There are still things I miss. Not the heat. Spain feels too hot now. What I miss is street life. In Spain, the street is somewhere you exist, not just pass through. People sit, walk, talk. You do not always have to pay to be social.
Wales has given me other things. People here are warmer than they are often given credit for. There is a village-like sense of connection, where someone always knows someone else. I recognise that.
The hardest part has been how dual identity is treated. In Spain, my name and appearance marked me as different. In the UK, I blend in until people find out I am Spanish, and then I become “Spanish Gareth”. Sometimes that is harmless. Sometimes it is not. I have had strangers tell me that Spanish people are lazy, said with confidence, as if it explained something real.

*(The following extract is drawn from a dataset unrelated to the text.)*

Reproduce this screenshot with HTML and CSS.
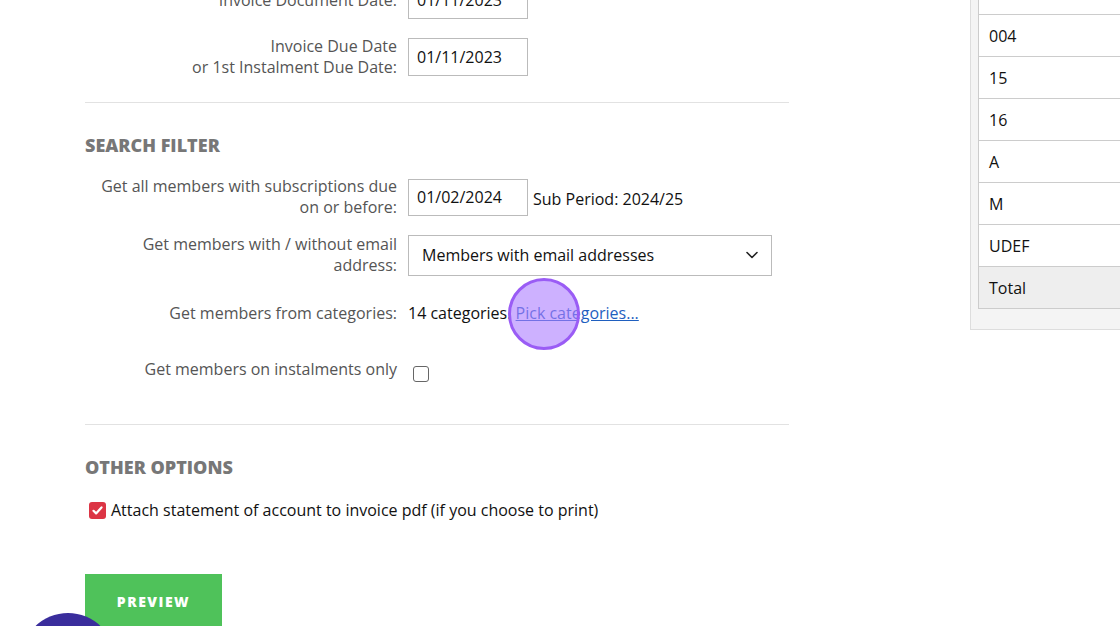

Brexit was unsettling. I am Spanish and have the right to remain in the UK, but there is no dual nationality option. I do not want to give up one part of myself to validate the other.
But I have also felt completely at home here, mostly in unexpected places. Football, for example. At Wales football matches, surrounded by people cheering for the same thing, you stop being “the Spanish one”. You are just part of the 30,000 Red Wall.
Being away from Spain has also helped me reclaim parts of my Spanish identity that I once rejected. Distance does that. I have also learned more about the shared histories between Wales and Spain, including solidarity during the Spanish Civil War. Those connections helped me see my identity as linked rather than divided.
If there is one thing I would want people to take from my story, it is this. Difference does not need to be the most interesting thing about someone. Acknowledge it, respect it, but do not reduce people to it. There is always more that connects us than separates us, and remembering that makes belonging easier for everyone.